Cleaning Surfaces for COVID-19 Too Often May Be Unnecessary
According to mlive.com:
Obsessively cleaning surfaces to get rid of COVID-19 germs is typically unnecessary "hygiene theater" and may go more harm than good by contributing to a false sense of security, according to the federal Centers for Disease Control.
This makes me feel better already because my wife and I clean surfaces in our house way too often. We clean surfaces in our home several times a day. It's just knowing that the COVID-19 virus is out there and could possibly make it into our home that makes us both nervous.
So my question is, do we need to clean surfaces ten times a day to make sure everything is germ free?
Mlive.com tells us this:
"CDC determined that the risk of surface transmission is low, and secondary to the primary routes of virus transmission through direct contact droplets and aerosols," Vincent Hill, Chief of the Waterborne Disease Prevention Branch, told CNN during a CDC-sponsored telephone briefing.
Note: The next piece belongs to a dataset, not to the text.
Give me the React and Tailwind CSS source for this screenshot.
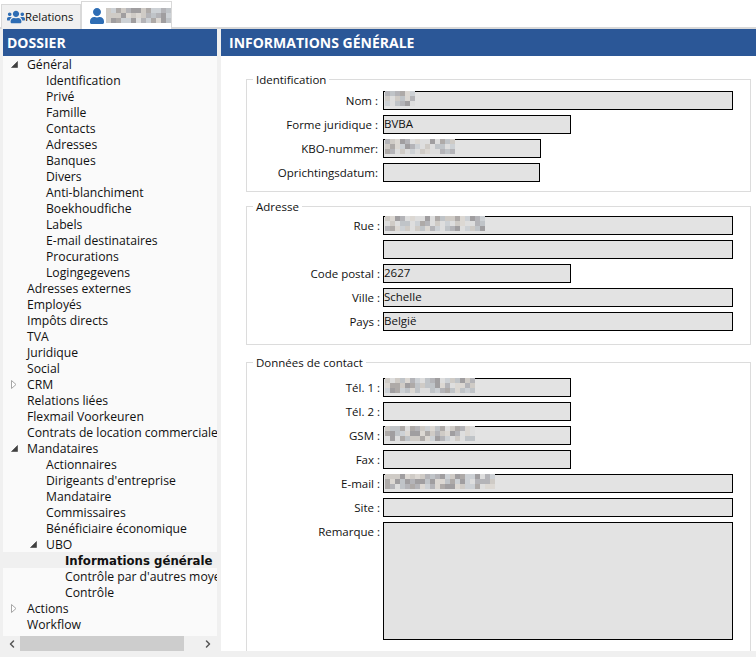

The Centers for Disease Control passes along very good information so that we can all follow the same guidelines. If they tell all of us it's not necessary to over clean surfaces then that's good enough for me too.
Based on things I've read ever since this pandemic began, it's important to disinfect surfaces if anyone you know may have or had coronavirus symptoms.
Most people feel that they can get COVID-19 by breathing in droplets from the air but not by touching home or work surfaces.
Mlive.com sums it up with the following:
The briefing followed a CDC paper released two weeks ago that found the risk of contracting the virus from touching a contaminated surface is generally less than 1 in 10,000, "which means that each contact with a contaminated surface has less than a 1 in 10,000 chance of causing an infection," the CDC paper says.
There you have it, you may now spend less time cleaning surfaces and more time social distancing.